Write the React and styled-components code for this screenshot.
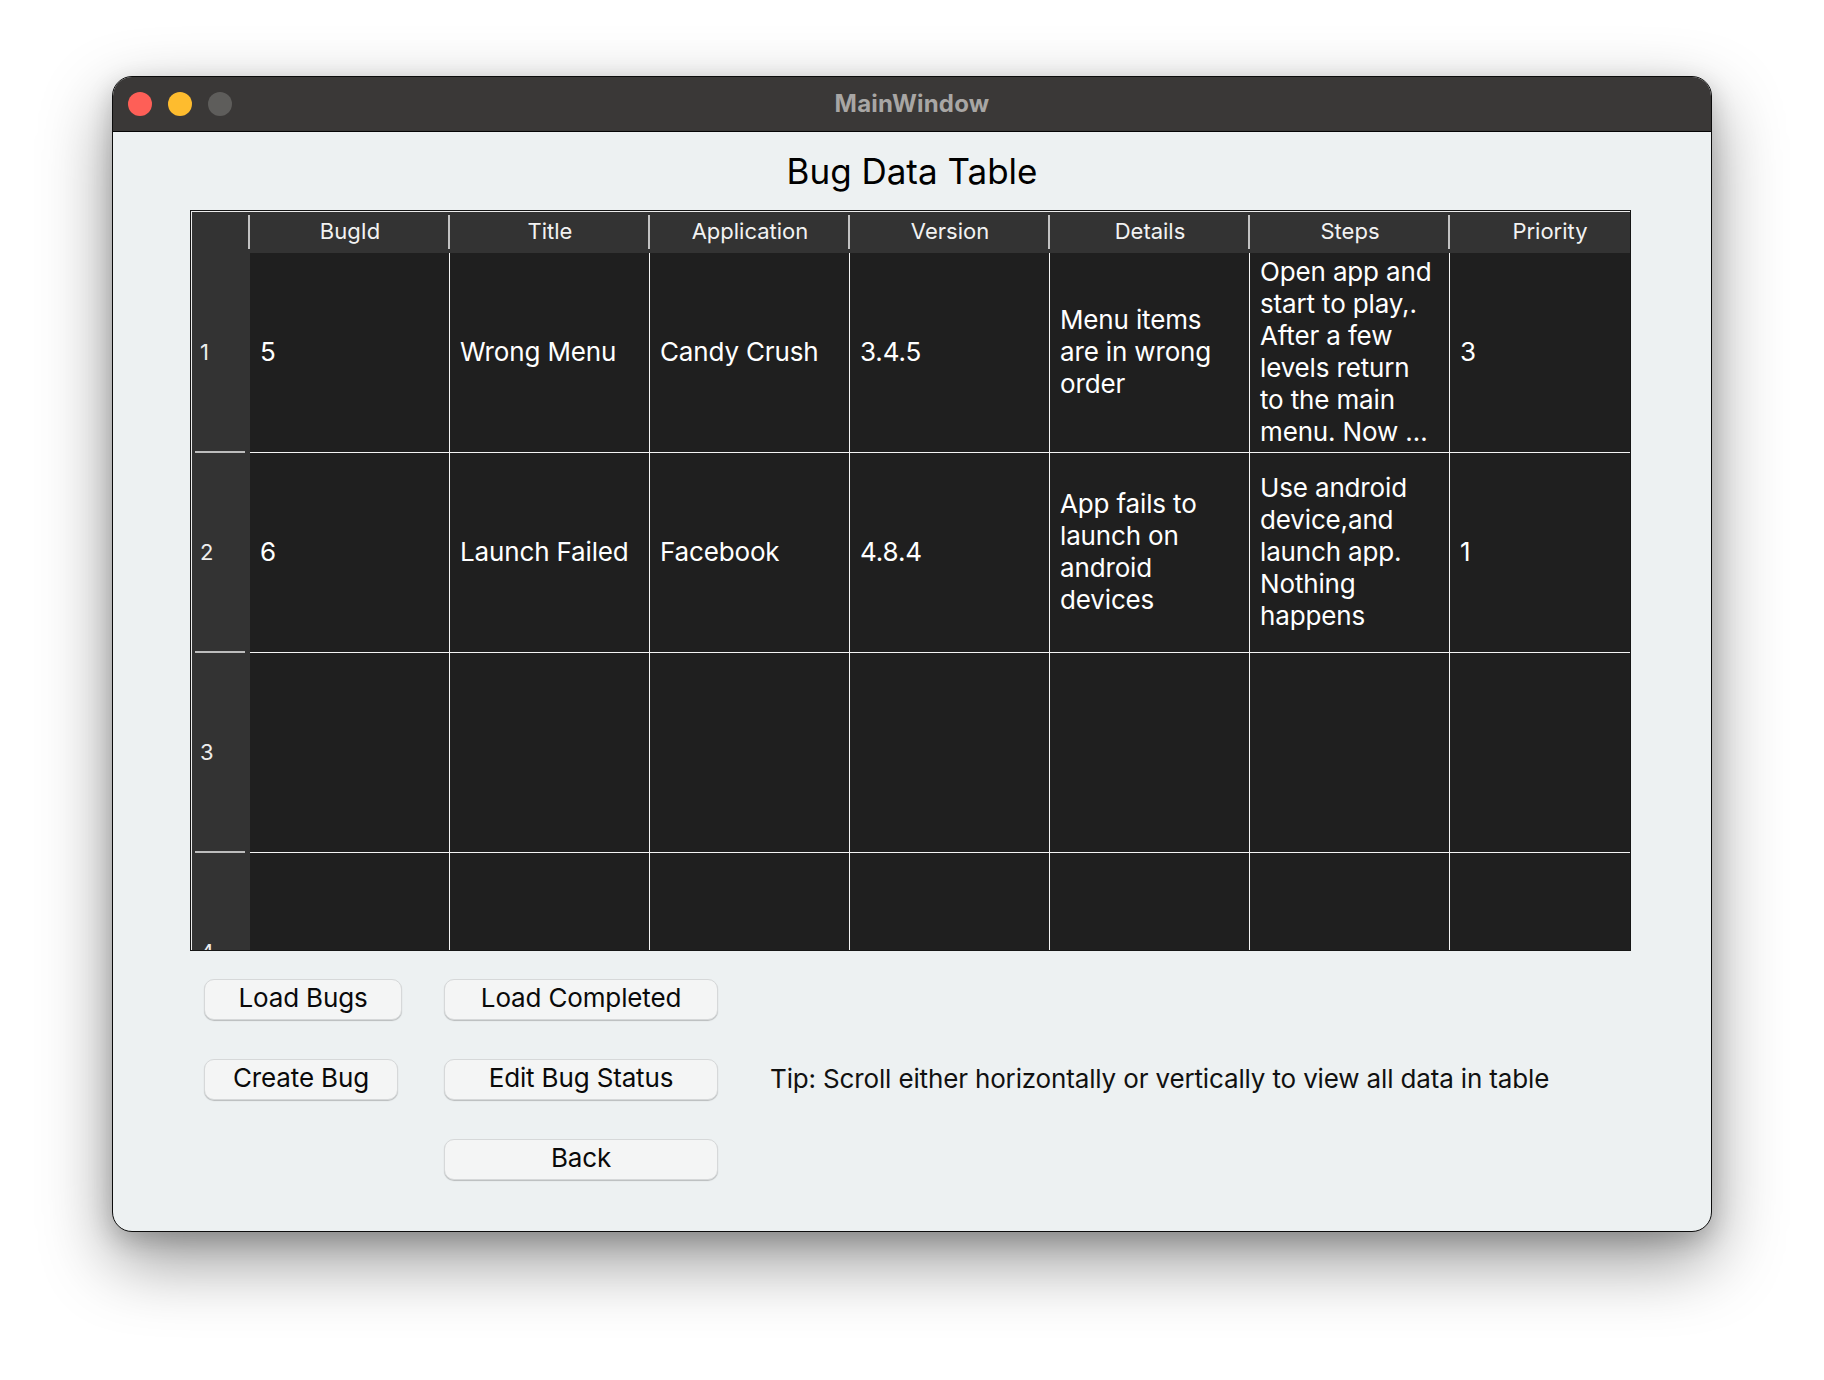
import styled, { createGlobalStyle } from 'styled-components';

const GlobalStyle = createGlobalStyle`
  html, body {
    margin: 0;
    padding: 0;
    background: #ffffff;
  }
  body {
    font-family: Inter, "Liberation Sans", sans-serif;
  }
`;

const Desktop = styled.div`
  width: 1824px;
  height: 1380px;
  box-sizing: border-box;
  padding: 76px 0 0 112px;
  background: #ffffff;
`;

const Window = styled.div`
  width: 1600px;
  height: 1156px;
  box-sizing: border-box;
  border: 1px solid #0c0c0c;
  border-radius: 20px;
  overflow: hidden;
  background: #edf1f2;
  box-shadow: 0 28px 70px rgba(0, 0, 0, 0.42), 0 8px 24px rgba(0, 0, 0, 0.18);
  display: flex;
  flex-direction: column;
`;

const TitleBar = styled.div`
  height: 55px;
  flex-shrink: 0;
  box-sizing: border-box;
  background: #3a3837;
  border-bottom: 1px solid #050505;
  display: grid;
  grid-template-columns: 1fr auto 1fr;
  align-items: center;
`;

const Lights = styled.div`
  display: flex;
  gap: 16px;
  padding-left: 15px;
`;

const Light = styled.span`
  width: 24px;
  height: 24px;
  border-radius: 50%;
  background: ${(p) => p.color};
`;

const WindowTitle = styled.div`
  font-size: 24px;
  font-weight: 700;
  color: #a8a6a4;
  letter-spacing: 0.2px;
  padding-bottom: 2px;
`;

const Content = styled.div`
  flex: 1;
  display: flex;
  flex-direction: column;
  padding-left: 77px;
`;

const Heading = styled.h1`
  margin: 18px 0 0 -77px;
  font-size: 35px;
  line-height: 42px;
  font-weight: 400;
  color: #000;
  text-align: center;
`;

const Frame = styled.div`
  margin-top: 18px;
  width: 1441px;
  height: 741px;
  box-sizing: border-box;
  border: 1px solid #161616;
  background: #1f1f1f;
`;

const Viewport = styled.div`
  width: 100%;
  height: 100%;
  box-sizing: border-box;
  border-top: 1px solid #ececec;
  border-left: 1px solid #ececec;
  overflow: hidden;
`;

const Grid = styled.div`
  display: grid;
  grid-template-columns: 58px repeat(7, 200px);
  grid-template-rows: 41px repeat(4, 200px);
  width: max-content;
`;

const HeaderCell = styled.div`
  background: linear-gradient(#c2c2c2, #c2c2c2) no-repeat right 0 top 3px / 2px 34px, #333333;
  color: #f2f2f2;
  font-size: 22px;
  display: flex;
  align-items: center;
  justify-content: center;
  padding-bottom: 4px;
  box-sizing: border-box;
`;

const RowHeader = styled.div`
  background: linear-gradient(#bdbdbd, #bdbdbd) no-repeat left 3px bottom 0 / 50px 2px, #333333;
  color: #ededed;
  font-size: 22px;
  display: flex;
  align-items: center;
  padding: 0 0 2px 8px;
`;

const DataCell = styled.div`
  box-sizing: border-box;
  background: #1f1f1f;
  border-right: 1px solid #f4f4f4;
  border-bottom: 1px solid #f4f4f4;
  color: #ffffff;
  font-size: 26px;
  line-height: 32px;
  letter-spacing: -0.15px;
  padding: 0 10px 2px 10px;
  display: flex;
  flex-direction: column;
  justify-content: center;
  white-space: nowrap;
  overflow: hidden;
`;

const Controls = styled.div`
  margin: 28px 0 0 14px;
  display: grid;
  grid-template-columns: 198px 274px auto;
  grid-auto-rows: 41px;
  column-gap: 42px;
  row-gap: 39px;
  align-items: center;
`;

const PushButton = styled.button`
  grid-column: ${(p) => p.col};
  grid-row: ${(p) => p.row};
  width: ${(p) => p.w}px;
  height: 41px;
  box-sizing: border-box;
  border: 1px solid #d6d8d9;
  border-radius: 10px;
  background: #f4f5f5;
  box-shadow: 0 1px 1px rgba(0, 0, 0, 0.22);
  font-family: inherit;
  font-size: 26px;
  letter-spacing: -0.15px;
  color: #0a0a0a;
  padding: 0 0 4px 0;
`;

const Tip = styled.div`
  grid-column: 3;
  grid-row: 2;
  margin-left: 10px;
  font-size: 26px;
  letter-spacing: -0.15px;
  color: #111;
  white-space: nowrap;
  padding-bottom: 2px;
`;

const columns = ['BugId', 'Title', 'Application', 'Version', 'Details', 'Steps', 'Priority'];

const empty = [[], [], [], [], [], [], []];

const rows = [
  {
    id: 1,
    cells: [
      ['5'],
      ['Wrong Menu'],
      ['Candy Crush'],
      ['3.4.5'],
      ['Menu items', 'are in wrong', 'order'],
      ['Open app and', 'start to play,.', 'After a few', 'levels return', 'to the main', 'menu. Now …'],
      ['3'],
    ],
  },
  {
    id: 2,
    cells: [
      ['6'],
      ['Launch Failed'],
      ['Facebook'],
      ['4.8.4'],
      ['App fails to', 'launch on', 'android', 'devices'],
      ['Use android', 'device,and', 'launch app.', 'Nothing', 'happens'],
      ['1'],
    ],
  },
  { id: 3, cells: empty },
  { id: 4, cells: empty },
];

const buttons = [
  { label: 'Load Bugs', col: 1, row: 1, w: 198 },
  { label: 'Load Completed', col: 2, row: 1, w: 274 },
  { label: 'Create Bug', col: 1, row: 2, w: 194 },
  { label: 'Edit Bug Status', col: 2, row: 2, w: 274 },
  { label: 'Back', col: 2, row: 3, w: 274 },
];

export default function App() {
  return (
    <>
      <GlobalStyle />
      <Desktop>
        <Window>
          <TitleBar>
            <Lights>
              <Light color="#fe5f57" />
              <Light color="#febc2e" />
              <Light color="#5e5d5b" />
            </Lights>
            <WindowTitle>MainWindow</WindowTitle>
            <div />
          </TitleBar>
          <Content>
            <Heading>Bug Data Table</Heading>
            <Frame>
              <Viewport>
                <Grid>
                  <HeaderCell />
                  {columns.map((c) => (
                    <HeaderCell key={c}>{c}</HeaderCell>
                  ))}
                  {rows.map((r) => (
                    <>
                      <RowHeader key={'h' + r.id}>{r.id}</RowHeader>
                      {r.cells.map((lines, i) => (
                        <DataCell key={r.id + '-' + i}>
                          {lines.map((l, j) => (
                            <span key={j}>{l}</span>
                          ))}
                        </DataCell>
                      ))}
                    </>
                  ))}
                </Grid>
              </Viewport>
            </Frame>
            <Controls>
              {buttons.map((b) => (
                <PushButton key={b.label} col={b.col} row={b.row} w={b.w}>
                  {b.label}
                </PushButton>
              ))}
              <Tip>Tip: Scroll either horizontally or vertically to view all data in table</Tip>
            </Controls>
          </Content>
        </Window>
      </Desktop>
    </>
  );
}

****************

# [Task description]
Reproduce the material word for word. Any pictures should be left out of the copy.

# [Finished answer]
Write the React and styled-components code for this screenshot.
import styled, { createGlobalStyle } from 'styled-components';

const GlobalStyle = createGlobalStyle`
  html, body {
    margin: 0;
    padding: 0;
    background: #ffffff;
  }
  body {
    font-family: Inter, "Liberation Sans", sans-serif;
  }
`;

const Desktop = styled.div`
  width: 1824px;
  height: 1380px;
  box-sizing: border-box;
  padding: 76px 0 0 112px;
  background: #ffffff;
`;

const Window = styled.div`
  width: 1600px;
  height: 1156px;
  box-sizing: border-box;
  border: 1px solid #0c0c0c;
  border-radius: 20px;
  overflow: hidden;
  background: #edf1f2;
  box-shadow: 0 28px 70px rgba(0, 0, 0, 0.42), 0 8px 24px rgba(0, 0, 0, 0.18);
  display: flex;
  flex-direction: column;
`;

const TitleBar = styled.div`
  height: 55px;
  flex-shrink: 0;
  box-sizing: border-box;
  background: #3a3837;
  border-bottom: 1px solid #050505;
  display: grid;
  grid-template-columns: 1fr auto 1fr;
  align-items: center;
`;

const Lights = styled.div`
  display: flex;
  gap: 16px;
  padding-left: 15px;
`;

const Light = styled.span`
  width: 24px;
  height: 24px;
  border-radius: 50%;
  background: ${(p) => p.color};
`;

const WindowTitle = styled.div`
  font-size: 24px;
  font-weight: 700;
  color: #a8a6a4;
  letter-spacing: 0.2px;
  padding-bottom: 2px;
`;

const Content = styled.div`
  flex: 1;
  display: flex;
  flex-direction: column;
  padding-left: 77px;
`;

const Heading = styled.h1`
  margin: 18px 0 0 -77px;
  font-size: 35px;
  line-height: 42px;
  font-weight: 400;
  color: #000;
  text-align: center;
`;

const Frame = styled.div`
  margin-top: 18px;
  width: 1441px;
  height: 741px;
  box-sizing: border-box;
  border: 1px solid #161616;
  background: #1f1f1f;
`;

const Viewport = styled.div`
  width: 100%;
  height: 100%;
  box-sizing: border-box;
  border-top: 1px solid #ececec;
  border-left: 1px solid #ececec;
  overflow: hidden;
`;

const Grid = styled.div`
  display: grid;
  grid-template-columns: 58px repeat(7, 200px);
  grid-template-rows: 41px repeat(4, 200px);
  width: max-content;
`;

const HeaderCell = styled.div`
  background: linear-gradient(#c2c2c2, #c2c2c2) no-repeat right 0 top 3px / 2px 34px, #333333;
  color: #f2f2f2;
  font-size: 22px;
  display: flex;
  align-items: center;
  justify-content: center;
  padding-bottom: 4px;
  box-sizing: border-box;
`;

const RowHeader = styled.div`
  background: linear-gradient(#bdbdbd, #bdbdbd) no-repeat left 3px bottom 0 / 50px 2px, #333333;
  color: #ededed;
  font-size: 22px;
  display: flex;
  align-items: center;
  padding: 0 0 2px 8px;
`;

const DataCell = styled.div`
  box-sizing: border-box;
  background: #1f1f1f;
  border-right: 1px solid #f4f4f4;
  border-bottom: 1px solid #f4f4f4;
  color: #ffffff;
  font-size: 26px;
  line-height: 32px;
  letter-spacing: -0.15px;
  padding: 0 10px 2px 10px;
  display: flex;
  flex-direction: column;
  justify-content: center;
  white-space: nowrap;
  overflow: hidden;
`;

const Controls = styled.div`
  margin: 28px 0 0 14px;
  display: grid;
  grid-template-columns: 198px 274px auto;
  grid-auto-rows: 41px;
  column-gap: 42px;
  row-gap: 39px;
  align-items: center;
`;

const PushButton = styled.button`
  grid-column: ${(p) => p.col};
  grid-row: ${(p) => p.row};
  width: ${(p) => p.w}px;
  height: 41px;
  box-sizing: border-box;
  border: 1px solid #d6d8d9;
  border-radius: 10px;
  background: #f4f5f5;
  box-shadow: 0 1px 1px rgba(0, 0, 0, 0.22);
  font-family: inherit;
  font-size: 26px;
  letter-spacing: -0.15px;
  color: #0a0a0a;
  padding: 0 0 4px 0;
`;

const Tip = styled.div`
  grid-column: 3;
  grid-row: 2;
  margin-left: 10px;
  font-size: 26px;
  letter-spacing: -0.15px;
  color: #111;
  white-space: nowrap;
  padding-bottom: 2px;
`;

const columns = ['BugId', 'Title', 'Application', 'Version', 'Details', 'Steps', 'Priority'];

const empty = [[], [], [], [], [], [], []];

const rows = [
  {
    id: 1,
    cells: [
      ['5'],
      ['Wrong Menu'],
      ['Candy Crush'],
      ['3.4.5'],
      ['Menu items', 'are in wrong', 'order'],
      ['Open app and', 'start to play,.', 'After a few', 'levels return', 'to the main', 'menu. Now …'],
      ['3'],
    ],
  },
  {
    id: 2,
    cells: [
      ['6'],
      ['Launch Failed'],
      ['Facebook'],
      ['4.8.4'],
      ['App fails to', 'launch on', 'android', 'devices'],
      ['Use android', 'device,and', 'launch app.', 'Nothing', 'happens'],
      ['1'],
    ],
  },
  { id: 3, cells: empty },
  { id: 4, cells: empty },
];

const buttons = [
  { label: 'Load Bugs', col: 1, row: 1, w: 198 },
  { label: 'Load Completed', col: 2, row: 1, w: 274 },
  { label: 'Create Bug', col: 1, row: 2, w: 194 },
  { label: 'Edit Bug Status', col: 2, row: 2, w: 274 },
  { label: 'Back', col: 2, row: 3, w: 274 },
];

export default function App() {
  return (
    <>
      <GlobalStyle />
      <Desktop>
        <Window>
          <TitleBar>
            <Lights>
              <Light color="#fe5f57" />
              <Light color="#febc2e" />
              <Light color="#5e5d5b" />
            </Lights>
            <WindowTitle>MainWindow</WindowTitle>
            <div />
          </TitleBar>
          <Content>
            <Heading>Bug Data Table</Heading>
            <Frame>
              <Viewport>
                <Grid>
                  <HeaderCell />
                  {columns.map((c) => (
                    <HeaderCell key={c}>{c}</HeaderCell>
                  ))}
                  {rows.map((r) => (
                    <>
                      <RowHeader key={'h' + r.id}>{r.id}</RowHeader>
                      {r.cells.map((lines, i) => (
                        <DataCell key={r.id + '-' + i}>
                          {lines.map((l, j) => (
                            <span key={j}>{l}</span>
                          ))}
                        </DataCell>
                      ))}
                    </>
                  ))}
                </Grid>
              </Viewport>
            </Frame>
            <Controls>
              {buttons.map((b) => (
                <PushButton key={b.label} col={b.col} row={b.row} w={b.w}>
                  {b.label}
                </PushButton>
              ))}
              <Tip>Tip: Scroll either horizontally or vertically to view all data in table</Tip>
            </Controls>
          </Content>
        </Window>
      </Desktop>
    </>
  );
}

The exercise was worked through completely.